## begin Data rows

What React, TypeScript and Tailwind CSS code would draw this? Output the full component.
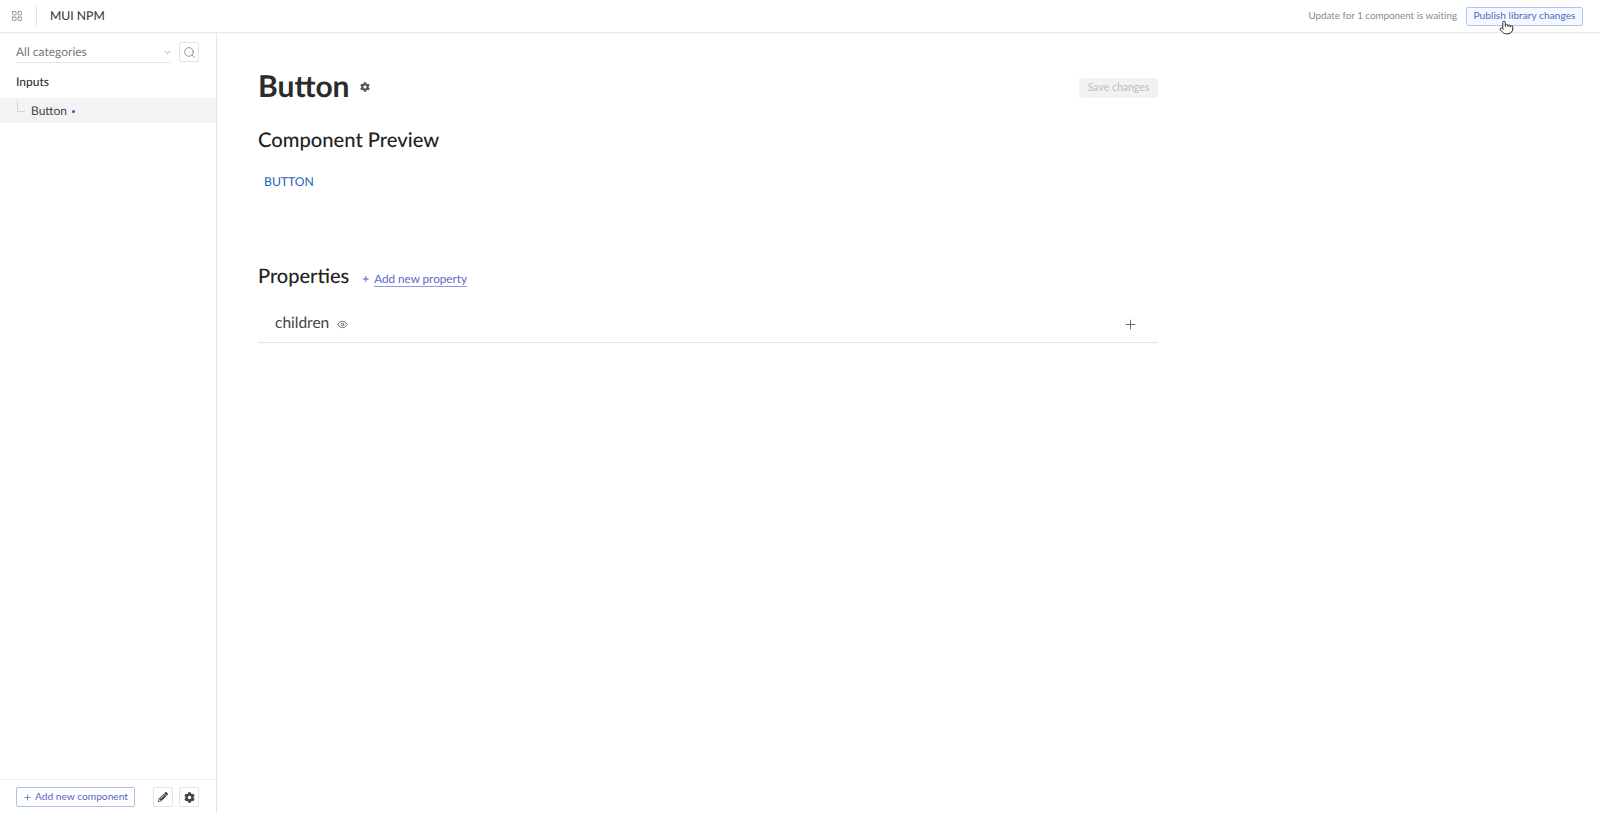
import React from 'react';
import { ChevronDown, Search, Eye, Plus, LayoutGrid, Pointer } from 'lucide-react';
import { FaCog, FaPencilAlt } from 'react-icons/fa';

const font = "font-['Lato','Open_Sans',sans-serif] [text-rendering:geometricPrecision]";

const IconButton = ({ children }: { children: React.ReactNode }) => (
  <button className="flex h-[20px] w-[20px] items-center justify-center rounded-[2px] border border-[#e3e3e3] bg-white text-[#444]">
    {children}
  </button>
);

const Sidebar = () => (
  <aside className="flex w-[217px] shrink-0 flex-col border-r border-[#e4e4e4]">
    <div className="flex items-start gap-[8px] pl-[16px] pt-[9px]">
      <div className="flex h-[21px] w-[155px] items-center justify-between border-b border-[#e6e6e6] text-[12px] text-[#777]">
        <span>All categories</span>
        <ChevronDown size={9} className="-mr-[1px] text-[#888]" />
      </div>
      <IconButton>
        <Search size={13} strokeWidth={1.25} className="text-[#666]" />
      </IconButton>
    </div>
    <div className="pl-[16px] pt-[11px] text-[12px] font-medium leading-[16px] text-[#333]">Inputs</div>
    <div className="relative mt-[8px] flex h-[25px] items-center bg-[#f3f3f3] pl-[31px] text-[12px] text-[#444]">
      <span className="absolute left-[17px] top-[3px] h-[11px] w-[8px] border-b border-l border-[#d4d4d4]" />
      <span>Button</span>
      <span className="ml-[5px] mt-[2px] h-[3px] w-[3px] rounded-full bg-[#2a5bd0]" />
    </div>
    <div className="mt-auto flex h-[34px] items-start border-t border-[#eeeeee] pl-[16px] pt-[7px]">
      <button className="flex h-[20px] w-[119px] items-center justify-center gap-[3px] whitespace-nowrap rounded-[2px] border border-[#a9c1e8] bg-white text-[10.2px] text-[#5468c8]">
        <Plus size={9} strokeWidth={2} />
        <span>Add new component</span>
      </button>
      <div className="ml-[18px] flex gap-[6px]">
        <IconButton>
          <FaPencilAlt size={10} />
        </IconButton>
        <IconButton>
          <FaCog size={11} />
        </IconButton>
      </div>
    </div>
  </aside>
);

const Main = () => (
  <main className="w-[941px] pl-[41px] pt-[31px]">
    <div className="flex h-[44px] items-center justify-between">
      <div className="flex items-center">
        <h1 className="text-[30px] font-bold leading-[44px] text-[#2b2b2b]">Button</h1>
        <FaCog size={10} className="ml-[10px] mt-[2px] text-[#555]" />
      </div>
      <button className="mt-[3px] h-[20px] w-[79px] whitespace-nowrap rounded-[2px] bg-[#f2f2f2] text-[10.5px] text-[#bdbdbd]">Save changes</button>
    </div>
    <h2 className="mt-[18px] text-[20.2px] font-medium leading-[28px] text-[#222]">Component Preview</h2>
    <div className="mt-[19px] pl-[6px] text-[12.2px] leading-[18px] text-[#1d5fb8]">BUTTON</div>
    <div className="mt-[71px] flex items-center">
      <h2 className="text-[20px] font-medium leading-[28px] text-[#222]">Properties</h2>
      <span className="ml-[13px] mt-[6px] text-[12px] text-[#5468c8]">+</span>
      <a className="ml-[5px] mt-[6px] border-b border-[#8d9bdc] text-[11.7px] leading-[14px] text-[#5468c8]">Add new property</a>
    </div>
    <div className="mt-[16px] flex h-[37px] items-center border-b border-[#e3e3e3] pl-[17px] pr-[20px]">
      <span className="text-[15.5px] text-[#444]">children</span>
      <Eye size={11} strokeWidth={1.75} className="ml-[8px] text-[#555]" />
      <Plus size={15} strokeWidth={1.25} className="ml-auto text-[#444]" />
    </div>
  </main>
);

export default function App() {
  return (
    <div className={`relative flex h-[813px] w-[1600px] flex-col overflow-hidden bg-white ${font}`}>
      <header className="flex h-[33px] shrink-0 items-center border-b border-[#e9e9e9] shadow-[0_1px_2px_rgba(0,0,0,0.03)]">
        <LayoutGrid size={12} strokeWidth={1.25} className="ml-[11px] text-[#666]" />
        <span className="ml-[13px] h-[22px] w-px bg-[#e4e4e4]" />
        <span className="ml-[13px] text-[12.2px] text-[#333]">MUI NPM</span>
        <span className="ml-auto text-[9.8px] text-[#8a8a8a]">Update for 1 component is waiting</span>
        <button className="ml-[9px] mr-[17px] h-[19px] w-[117px] whitespace-nowrap rounded-[2px] border border-[#a9c8ef] bg-[#f5f9ff] pb-[2px] text-[10.2px] leading-[14px] text-[#5468c8]">
          Publish library changes
        </button>
      </header>
      <div className="flex min-h-0 flex-1">
        <Sidebar />
        <Main />
      </div>
      <Pointer size={15} fill="white" strokeWidth={1.5} className="absolute left-[1499px] top-[20px] text-[#222]" />
    </div>
  );
}
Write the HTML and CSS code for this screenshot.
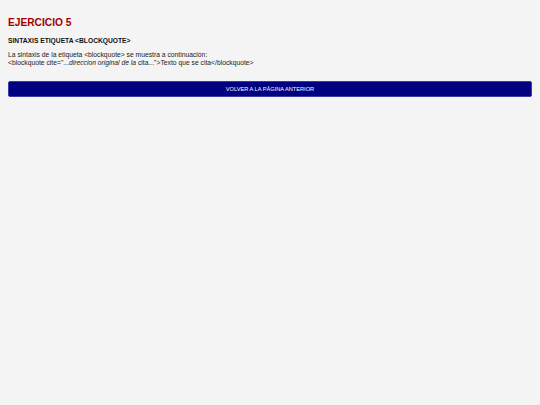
FILE: index.html
```html
<!DOCTYPE html>
<html lang="es">
<head>
<meta charset="utf-8">
<title>Ejercicio 5</title>
<link rel="stylesheet" href="styles.css">
</head>
<body>
<main class="page">
  <h1 class="title">EJERCICIO 5</h1>
  <h2 class="subtitle">SINTAXIS ETIQUETA &lt;BLOCKQUOTE&gt;</h2>
  <p class="text">La sintaxis de la etiqueta &lt;blockquote&gt; se muestra a continuación:<br>&lt;blockquote cite="...<em>direccion original de la</em> cita..."&gt;Texto que se cita&lt;/blockquote&gt;</p>
  <a class="back" href="#">VOLVER A LA PÁGINA ANTERIOR</a>
</main>
</body>
</html>
```
FILE: styles.css
```css
html, body {
  margin: 0;
  padding: 0;
  background: #f4f4f4;
}
body {
  font-family: "Liberation Sans", Arial, sans-serif;
  color: #111;
}
.page {
  padding: 17px 8px 8px 8px;
  display: flex;
  flex-direction: column;
}
.title {
  margin: 0;
  font-size: 10.2px;
  line-height: 12px;
  font-weight: bold;
  color: #a00000;
}
.subtitle {
  margin: 8px 0 0 0;
  font-size: 6.7px;
  line-height: 8px;
  font-weight: bold;
  color: #111;
}
.text {
  margin: 6px 0 0 0;
  font-size: 6.75px;
  line-height: 7.5px;
  color: #222;
}
.back {
  margin-top: 15px;
  display: block;
  background: #000080;
  border: 1px solid #3a3aa8;
  border-radius: 2px;
  color: #fff;
  text-decoration: none;
  text-align: center;
  font-size: 5.65px;
  line-height: 14px;
}
```
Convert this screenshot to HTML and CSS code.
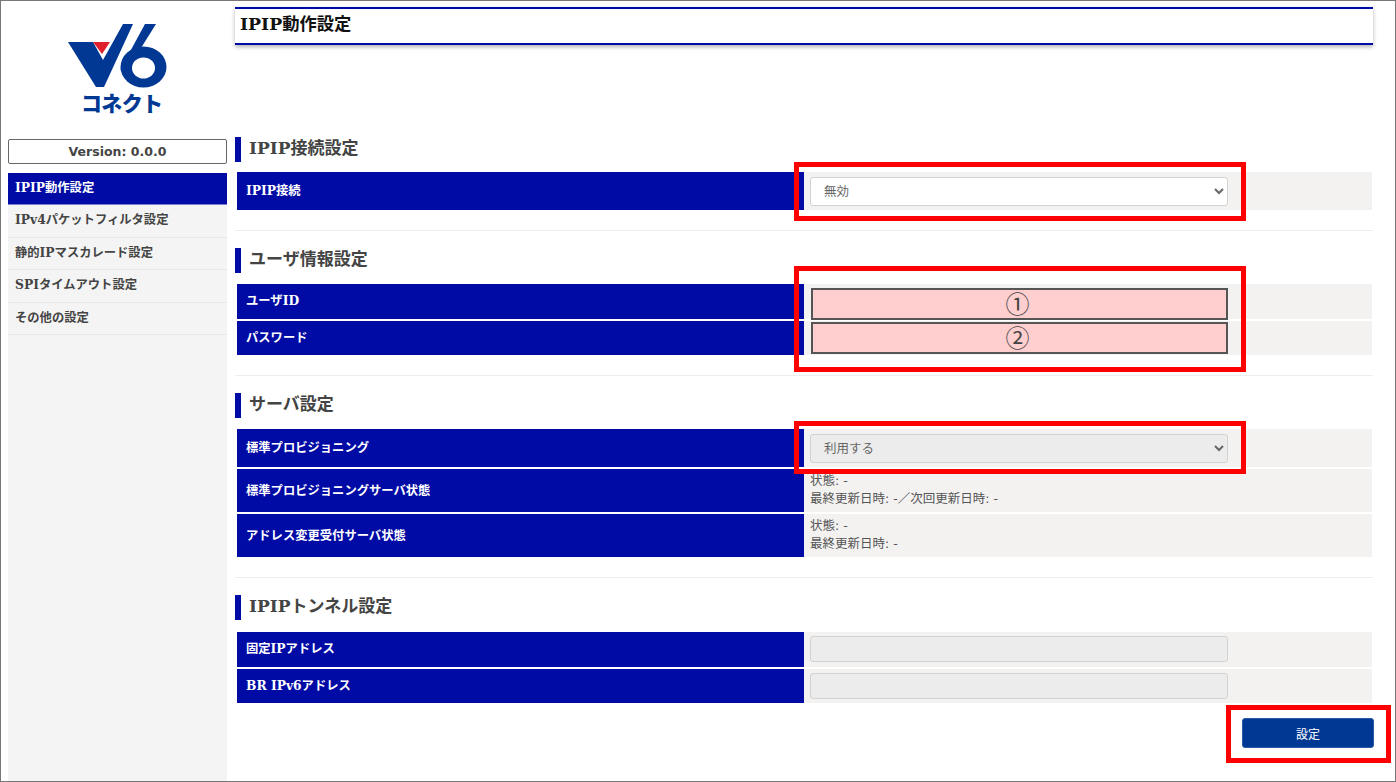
FILE: index.html
```html
<!DOCTYPE html>
<html lang="ja">
<head>
<meta charset="utf-8">
<title>IPIP動作設定</title>
<link rel="stylesheet" href="styles.css">
</head>
<body>
<div class="frame">
  <aside class="sidebar">
    <div class="logo">
      <svg class="logo-svg" viewBox="8 1 219 137" width="219" height="137" aria-label="V6コネクト">
        <polygon class="logo-blue" points="68,42 93,42 103,60 123,24 133,24 104,87 96,87"/>
        <polygon class="logo-red" points="93,42 110,42 102,54"/>
        <polygon class="logo-blue" points="145,24 156,24 136,56 120,70"/>
        <ellipse class="logo-blue" cx="143.5" cy="67" rx="23" ry="20.5"/>
        <ellipse class="logo-hole" cx="143.5" cy="68" rx="11.5" ry="10.5"/>
        <text class="logo-text" x="81" y="111" textLength="82">コネクト</text>
      </svg>
    </div>
    <div class="version">Version: 0.0.0</div>
    <nav class="menu">
      <a class="menu-item is-active">IPIP動作設定</a>
      <a class="menu-item">IPv4パケットフィルタ設定</a>
      <a class="menu-item">静的IPマスカレード設定</a>
      <a class="menu-item">SPIタイムアウト設定</a>
      <a class="menu-item">その他の設定</a>
    </nav>
  </aside>

  <main class="main">
    <h1 class="page-title">IPIP動作設定</h1>

    <section class="section section-first">
      <h2 class="section-title">IPIP接続設定</h2>
      <div class="rows">
        <div class="row row-38">
          <div class="label">IPIP接続</div>
          <div class="value">
            <select class="control control-select"><option>無効</option></select>
            <div class="mark mark-1"></div>
          </div>
        </div>
      </div>
    </section>

    <section class="section">
      <h2 class="section-title">ユーザ情報設定</h2>
      <div class="rows">
        <div class="row row-short">
          <div class="label">ユーザID</div>
          <div class="value">
            <div class="mask mask-1">①</div>
            <div class="mark mark-2"></div>
          </div>
        </div>
        <div class="row row-short">
          <div class="label">パスワード</div>
          <div class="value">
            <div class="mask mask-2">②</div>
          </div>
        </div>
      </div>
    </section>

    <section class="section">
      <h2 class="section-title">サーバ設定</h2>
      <div class="rows">
        <div class="row row-38">
          <div class="label">標準プロビジョニング</div>
          <div class="value">
            <select class="control control-select is-disabled"><option>利用する</option></select>
            <div class="mark mark-3"></div>
          </div>
        </div>
        <div class="row row-43">
          <div class="label">標準プロビジョニングサーバ状態</div>
          <div class="value value-text">
            <div>状態: -</div>
            <div>最終更新日時: -／次回更新日時: -</div>
          </div>
        </div>
        <div class="row row-43">
          <div class="label">アドレス変更受付サーバ状態</div>
          <div class="value value-text">
            <div>状態: -</div>
            <div>最終更新日時: -</div>
          </div>
        </div>
      </div>
    </section>

    <section class="section section-last">
      <h2 class="section-title">IPIPトンネル設定</h2>
      <div class="rows">
        <div class="row row-short">
          <div class="label">固定IPアドレス</div>
          <div class="value"><input class="control control-input" disabled></div>
        </div>
        <div class="row row-short">
          <div class="label">BR IPv6アドレス</div>
          <div class="value"><input class="control control-input" disabled></div>
        </div>
      </div>
    </section>

    <div class="actions">
      <button class="submit" type="button">設定</button>
      <div class="mark mark-4"></div>
    </div>
  </main>
</div>
</body>
</html>
```

FILE: styles.css
```css
* { box-sizing: border-box; }

html, body {
  margin: 0;
  height: 100%;
}

body {
  font-family: "DejaVu Serif", "Noto Sans CJK JP", sans-serif;
  color: #444;
  background: #fff;
}

.frame {
  display: flex;
  height: 782px;
  border: 1px solid #777;
  overflow: hidden;
}

.sidebar {
  width: 219px;
  margin-left: 7px;
  display: flex;
  flex-direction: column;
  flex: none;
}

.logo { height: 138px; }
.logo-svg { display: block; }
.logo-blue { fill: #003893; }
.logo-red { fill: #e0202a; }
.logo-hole { fill: #fff; }
.logo-text {
  font-family: "Noto Sans CJK JP", sans-serif;
  font-weight: 900;
  font-size: 21px;
  fill: #003893;
}

.version {
  height: 25px;
  border: 1px solid #666;
  border-radius: 2px;
  font-family: "DejaVu Sans", sans-serif;
  font-size: 12.5px;
  font-weight: bold;
  line-height: 23px;
  text-align: center;
  color: #444;
}

.menu {
  flex: 1;
  margin-top: 9px;
  background: #f4f4f4;
}

.menu-item {
  display: block;
  height: 32.4px;
  padding-left: 7px;
  border-bottom: 1px solid #e6e6e6;
  font-size: 12.3px;
  font-weight: bold;
  line-height: 30px;
  color: #444;
}

.menu-item.is-active {
  background: #000aa5;
  border-bottom: 1px solid #7c80d0;
  color: #fff;
}

.main {
  width: 1138px;
  margin-left: 8px;
  flex: none;
}

.page-title {
  margin: 6px 0 0;
  height: 38px;
  padding-left: 5px;
  border-top: 2px solid #000aa5;
  border-bottom: 2px solid #000aa5;
  box-shadow: 0 2px 4px rgba(0, 0, 0, 0.3);
  font-size: 17.3px;
  font-weight: bold;
  line-height: 31px;
  color: #111;
}

.section {
  padding-bottom: 20px;
  margin-bottom: 17px;
  border-bottom: 1px solid #eee;
}

.section-first { margin-top: 92px; }
.section-first .section-title { margin-bottom: 10px; }

.section-last {
  padding-bottom: 0;
  margin-bottom: 0;
  border-bottom: 0;
}

.section-last .section-title { margin-bottom: 12px; }

.section-title {
  margin: 0 0 11px;
  height: 25px;
  padding-left: 8px;
  border-left: 6px solid #000aa5;
  font-size: 17px;
  font-weight: bold;
  line-height: 23px;
  color: #444;
}

.rows {
  display: flex;
  flex-direction: column;
  gap: 2px;
  margin: 0 1px 0 2px;
}

.row { display: flex; }
.row-short { height: 34.5px; }
.row-38 { height: 38px; }
.row-43 { height: 43px; }

.label {
  width: 567px;
  flex: none;
  display: flex;
  align-items: center;
  padding: 0 0 2px 9px;
  background: #000aa5;
  color: #fff;
  font-size: 12.3px;
  font-weight: bold;
}

.value {
  position: relative;
  flex: 1;
  display: flex;
  align-items: center;
  padding-left: 6px;
  background: #f3f2f1;
}

.value-text {
  display: block;
  padding-top: 2.5px;
  font-family: "DejaVu Sans", "Noto Sans CJK JP", sans-serif;
  font-size: 12.5px;
  line-height: 18px;
  color: #555;
}

.control {
  display: block;
  width: 418px;
  border: 1px solid #d2d2d2;
  border-radius: 3px;
  font-family: "DejaVu Sans", "Noto Sans CJK JP", sans-serif;
  font-size: 12.5px;
  color: #666;
  background-color: #fff;
}

.control-select {
  height: 29px;
  padding-left: 9px;
}

.control-input {
  height: 26px;
  background-color: #ececec;
}

.control-select.is-disabled { background-color: #ececec; }

.mask {
  position: absolute;
  left: 7px;
  top: 4px;
  width: 417px;
  height: 32px;
  padding-right: 4px;
  border: 2px solid #555;
  background: #ffcece;
  font-family: "Noto Sans CJK JP", sans-serif;
  font-size: 24px;
  line-height: 26px;
  text-align: center;
  color: #444;
}

.mask-2 { top: 1.5px; }

.mark {
  position: absolute;
  border: 5px solid #ff0000;
  pointer-events: none;
  z-index: 2;
}

.mark-1 { left: -10px; top: -10px; width: 452px; height: 59px; }
.mark-2 { left: -10px; top: -18px; width: 452px; height: 106px; }
.mark-3 { left: -10px; top: -8px; width: 452px; height: 53px; }
.mark-4 { left: 991px; top: -13px; width: 165px; height: 58px; }

.actions {
  position: relative;
  display: flex;
  justify-content: flex-end;
  margin-top: 15px;
}

.submit {
  width: 132px;
  height: 30px;
  margin-right: -1px;
  border: 1px solid #2a5aa5;
  border-radius: 3px;
  background: #003893;
  color: #fff;
  font-family: "DejaVu Sans", "Noto Sans CJK JP", sans-serif;
  font-size: 12px;
}
```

## end Data rows

▶ What the exercise asks: Take every line from the data that contains the word "screenshot".

▶ Response to this exercise:
Write the HTML and CSS code for this screenshot.
Convert this screenshot to HTML and CSS code.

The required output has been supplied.